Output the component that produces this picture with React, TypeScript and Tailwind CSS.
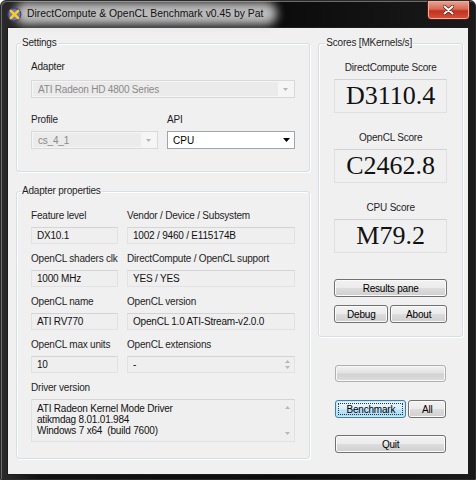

...

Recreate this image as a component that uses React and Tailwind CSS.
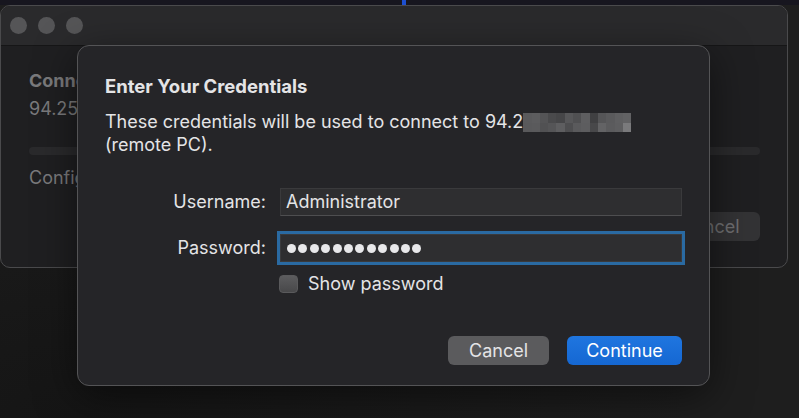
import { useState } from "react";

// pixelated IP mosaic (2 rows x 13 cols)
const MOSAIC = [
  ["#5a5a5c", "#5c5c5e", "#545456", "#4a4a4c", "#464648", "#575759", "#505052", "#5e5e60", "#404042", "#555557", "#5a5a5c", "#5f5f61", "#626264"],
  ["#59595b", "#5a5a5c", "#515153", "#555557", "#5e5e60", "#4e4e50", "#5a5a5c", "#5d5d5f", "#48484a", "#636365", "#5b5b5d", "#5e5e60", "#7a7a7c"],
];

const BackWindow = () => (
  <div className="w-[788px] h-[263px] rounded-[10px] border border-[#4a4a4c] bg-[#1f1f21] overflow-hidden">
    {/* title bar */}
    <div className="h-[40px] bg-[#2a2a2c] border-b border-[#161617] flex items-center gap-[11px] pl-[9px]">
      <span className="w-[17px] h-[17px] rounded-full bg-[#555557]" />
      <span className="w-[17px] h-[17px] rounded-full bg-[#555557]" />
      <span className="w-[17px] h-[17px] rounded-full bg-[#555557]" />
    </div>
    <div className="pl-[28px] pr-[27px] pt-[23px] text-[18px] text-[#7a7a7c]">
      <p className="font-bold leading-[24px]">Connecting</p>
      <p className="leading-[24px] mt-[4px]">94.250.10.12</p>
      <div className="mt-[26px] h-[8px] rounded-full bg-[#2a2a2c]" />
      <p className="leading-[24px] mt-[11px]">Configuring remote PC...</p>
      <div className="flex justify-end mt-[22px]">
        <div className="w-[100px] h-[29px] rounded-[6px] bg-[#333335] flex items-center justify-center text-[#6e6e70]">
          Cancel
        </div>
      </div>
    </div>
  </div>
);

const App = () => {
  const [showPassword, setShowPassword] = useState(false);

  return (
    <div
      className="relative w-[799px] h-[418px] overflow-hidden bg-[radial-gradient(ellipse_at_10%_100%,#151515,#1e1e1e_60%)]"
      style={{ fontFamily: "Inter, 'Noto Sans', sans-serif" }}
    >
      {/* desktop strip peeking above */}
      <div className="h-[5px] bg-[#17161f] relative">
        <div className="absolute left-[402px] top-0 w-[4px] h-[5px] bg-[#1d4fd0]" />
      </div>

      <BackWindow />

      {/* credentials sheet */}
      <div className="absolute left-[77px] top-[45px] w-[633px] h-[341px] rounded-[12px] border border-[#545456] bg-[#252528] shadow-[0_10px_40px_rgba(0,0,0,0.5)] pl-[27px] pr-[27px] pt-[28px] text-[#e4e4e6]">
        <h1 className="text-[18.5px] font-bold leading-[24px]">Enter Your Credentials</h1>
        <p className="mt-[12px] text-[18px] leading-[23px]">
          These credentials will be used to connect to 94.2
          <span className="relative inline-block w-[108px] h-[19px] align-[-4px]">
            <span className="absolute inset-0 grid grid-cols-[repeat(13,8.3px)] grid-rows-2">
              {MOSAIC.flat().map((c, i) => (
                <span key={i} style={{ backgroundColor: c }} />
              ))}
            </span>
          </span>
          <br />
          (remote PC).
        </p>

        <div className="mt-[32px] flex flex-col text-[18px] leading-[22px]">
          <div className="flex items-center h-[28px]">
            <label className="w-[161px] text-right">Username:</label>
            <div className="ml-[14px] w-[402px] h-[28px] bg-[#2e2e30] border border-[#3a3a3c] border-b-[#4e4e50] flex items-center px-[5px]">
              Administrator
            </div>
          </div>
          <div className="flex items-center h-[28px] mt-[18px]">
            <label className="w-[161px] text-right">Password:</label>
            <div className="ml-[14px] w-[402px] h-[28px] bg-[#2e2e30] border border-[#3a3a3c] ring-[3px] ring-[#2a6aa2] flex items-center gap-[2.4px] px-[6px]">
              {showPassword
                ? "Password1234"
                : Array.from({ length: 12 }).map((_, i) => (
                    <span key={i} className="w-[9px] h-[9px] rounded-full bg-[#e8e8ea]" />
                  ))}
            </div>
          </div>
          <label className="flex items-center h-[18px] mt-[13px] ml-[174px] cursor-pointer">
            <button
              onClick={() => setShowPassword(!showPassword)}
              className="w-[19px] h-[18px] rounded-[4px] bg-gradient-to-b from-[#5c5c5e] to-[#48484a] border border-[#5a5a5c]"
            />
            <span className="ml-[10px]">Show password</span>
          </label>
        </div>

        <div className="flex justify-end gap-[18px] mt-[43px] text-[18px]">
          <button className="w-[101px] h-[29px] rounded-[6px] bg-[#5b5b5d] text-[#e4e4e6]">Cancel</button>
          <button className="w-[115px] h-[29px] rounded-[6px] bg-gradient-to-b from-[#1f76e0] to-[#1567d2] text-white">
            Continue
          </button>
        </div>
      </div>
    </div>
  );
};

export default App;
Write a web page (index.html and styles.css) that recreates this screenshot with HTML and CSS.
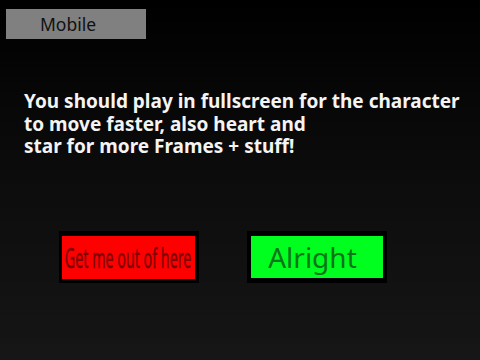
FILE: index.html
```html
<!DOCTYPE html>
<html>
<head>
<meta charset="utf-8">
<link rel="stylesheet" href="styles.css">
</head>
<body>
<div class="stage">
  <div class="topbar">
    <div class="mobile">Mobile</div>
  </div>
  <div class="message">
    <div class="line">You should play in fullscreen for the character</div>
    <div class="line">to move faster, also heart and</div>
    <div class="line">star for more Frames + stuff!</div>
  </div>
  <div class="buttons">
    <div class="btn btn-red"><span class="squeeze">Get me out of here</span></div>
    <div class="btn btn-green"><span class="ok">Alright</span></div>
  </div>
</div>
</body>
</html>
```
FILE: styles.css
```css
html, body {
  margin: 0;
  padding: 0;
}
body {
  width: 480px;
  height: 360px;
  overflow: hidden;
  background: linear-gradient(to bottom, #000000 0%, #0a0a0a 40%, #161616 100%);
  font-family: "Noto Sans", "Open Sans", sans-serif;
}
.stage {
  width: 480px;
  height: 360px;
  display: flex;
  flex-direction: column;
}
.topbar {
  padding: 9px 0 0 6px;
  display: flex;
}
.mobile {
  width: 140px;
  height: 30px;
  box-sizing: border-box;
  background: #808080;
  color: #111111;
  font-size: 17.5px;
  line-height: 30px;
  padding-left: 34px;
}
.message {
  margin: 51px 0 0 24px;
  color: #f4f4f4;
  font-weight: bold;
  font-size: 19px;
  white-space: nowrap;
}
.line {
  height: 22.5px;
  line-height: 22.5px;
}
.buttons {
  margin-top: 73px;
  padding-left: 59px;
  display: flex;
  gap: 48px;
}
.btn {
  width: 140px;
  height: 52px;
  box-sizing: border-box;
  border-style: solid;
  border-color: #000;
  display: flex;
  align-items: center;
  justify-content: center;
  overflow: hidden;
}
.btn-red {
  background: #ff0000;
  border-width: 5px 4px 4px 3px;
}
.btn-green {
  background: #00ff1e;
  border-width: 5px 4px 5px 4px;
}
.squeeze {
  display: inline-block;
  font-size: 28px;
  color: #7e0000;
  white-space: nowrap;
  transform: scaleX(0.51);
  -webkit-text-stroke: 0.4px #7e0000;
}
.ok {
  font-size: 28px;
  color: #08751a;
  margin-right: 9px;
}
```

--

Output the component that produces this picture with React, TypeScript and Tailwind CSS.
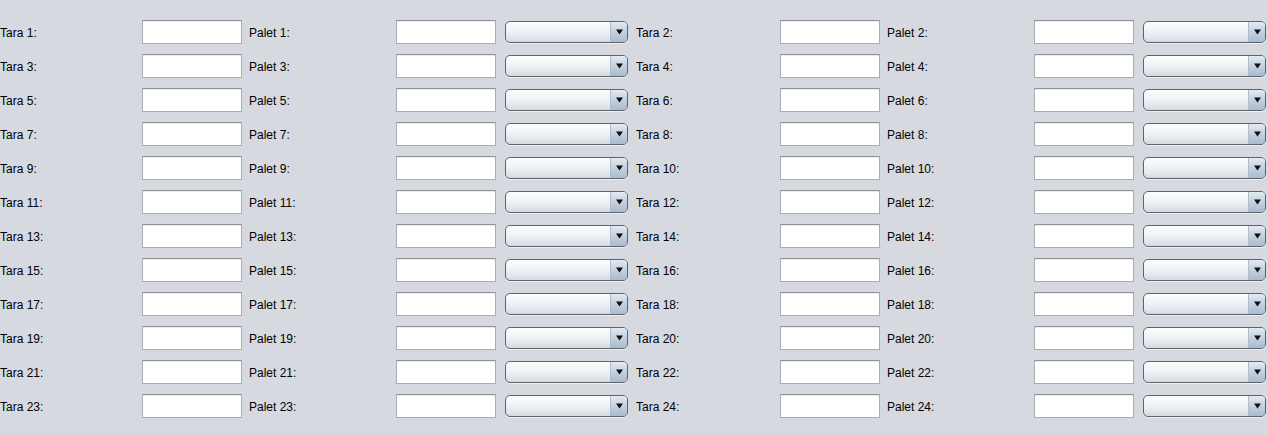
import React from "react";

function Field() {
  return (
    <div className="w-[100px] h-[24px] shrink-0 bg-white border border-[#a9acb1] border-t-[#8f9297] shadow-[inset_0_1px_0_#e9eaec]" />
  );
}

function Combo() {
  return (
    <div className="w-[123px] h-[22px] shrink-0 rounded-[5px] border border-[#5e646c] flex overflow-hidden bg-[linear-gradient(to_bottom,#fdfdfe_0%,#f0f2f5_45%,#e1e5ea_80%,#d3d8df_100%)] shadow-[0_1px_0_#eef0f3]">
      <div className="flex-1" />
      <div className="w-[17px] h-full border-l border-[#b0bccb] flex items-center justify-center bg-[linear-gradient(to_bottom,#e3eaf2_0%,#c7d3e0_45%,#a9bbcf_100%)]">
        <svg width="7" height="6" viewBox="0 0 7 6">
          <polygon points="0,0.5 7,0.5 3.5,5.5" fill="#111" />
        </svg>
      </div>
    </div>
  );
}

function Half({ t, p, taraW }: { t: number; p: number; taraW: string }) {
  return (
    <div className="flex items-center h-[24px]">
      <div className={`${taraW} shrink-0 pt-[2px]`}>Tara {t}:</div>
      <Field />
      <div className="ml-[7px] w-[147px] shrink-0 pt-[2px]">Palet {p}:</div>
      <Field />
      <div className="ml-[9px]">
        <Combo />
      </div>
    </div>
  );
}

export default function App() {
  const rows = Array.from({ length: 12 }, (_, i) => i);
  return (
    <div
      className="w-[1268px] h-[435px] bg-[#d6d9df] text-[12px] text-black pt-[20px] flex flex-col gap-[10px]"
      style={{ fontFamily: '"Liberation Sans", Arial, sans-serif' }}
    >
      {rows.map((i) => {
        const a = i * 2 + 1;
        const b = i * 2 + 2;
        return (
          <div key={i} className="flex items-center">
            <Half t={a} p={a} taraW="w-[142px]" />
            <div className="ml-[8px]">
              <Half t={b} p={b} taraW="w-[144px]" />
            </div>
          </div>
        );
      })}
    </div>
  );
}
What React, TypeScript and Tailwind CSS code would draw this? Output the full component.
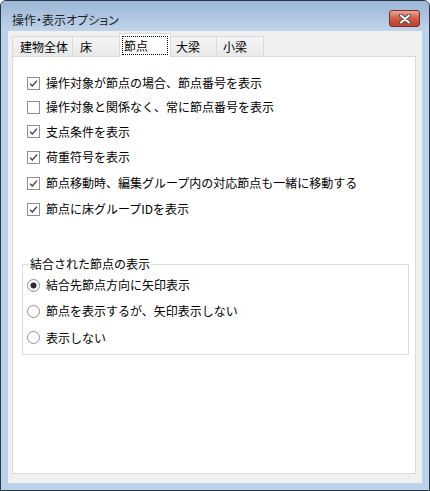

What is expected:
Look above and copy only the lines from the one holding "Recreate this image" to the one holding "const [showPassword, setShowPassword]", both included, exactly, minus the pictures.

Written answer:
Recreate this image as a component that uses React and Tailwind CSS.
import { useState } from "react";

// pixelated IP mosaic (2 rows x 13 cols)
const MOSAIC = [
  ["#5a5a5c", "#5c5c5e", "#545456", "#4a4a4c", "#464648", "#575759", "#505052", "#5e5e60", "#404042", "#555557", "#5a5a5c", "#5f5f61", "#626264"],
  ["#59595b", "#5a5a5c", "#515153", "#555557", "#5e5e60", "#4e4e50", "#5a5a5c", "#5d5d5f", "#48484a", "#636365", "#5b5b5d", "#5e5e60", "#7a7a7c"],
];

const BackWindow = () => (
  <div className="w-[788px] h-[263px] rounded-[10px] border border-[#4a4a4c] bg-[#1f1f21] overflow-hidden">
    {/* title bar */}
    <div className="h-[40px] bg-[#2a2a2c] border-b border-[#161617] flex items-center gap-[11px] pl-[9px]">
      <span className="w-[17px] h-[17px] rounded-full bg-[#555557]" />
      <span className="w-[17px] h-[17px] rounded-full bg-[#555557]" />
      <span className="w-[17px] h-[17px] rounded-full bg-[#555557]" />
    </div>
    <div className="pl-[28px] pr-[27px] pt-[23px] text-[18px] text-[#7a7a7c]">
      <p className="font-bold leading-[24px]">Connecting</p>
      <p className="leading-[24px] mt-[4px]">94.250.10.12</p>
      <div className="mt-[26px] h-[8px] rounded-full bg-[#2a2a2c]" />
      <p className="leading-[24px] mt-[11px]">Configuring remote PC...</p>
      <div className="flex justify-end mt-[22px]">
        <div className="w-[100px] h-[29px] rounded-[6px] bg-[#333335] flex items-center justify-center text-[#6e6e70]">
          Cancel
        </div>
      </div>
    </div>
  </div>
);

const App = () => {
  const [showPassword, setShowPassword] = useState(false);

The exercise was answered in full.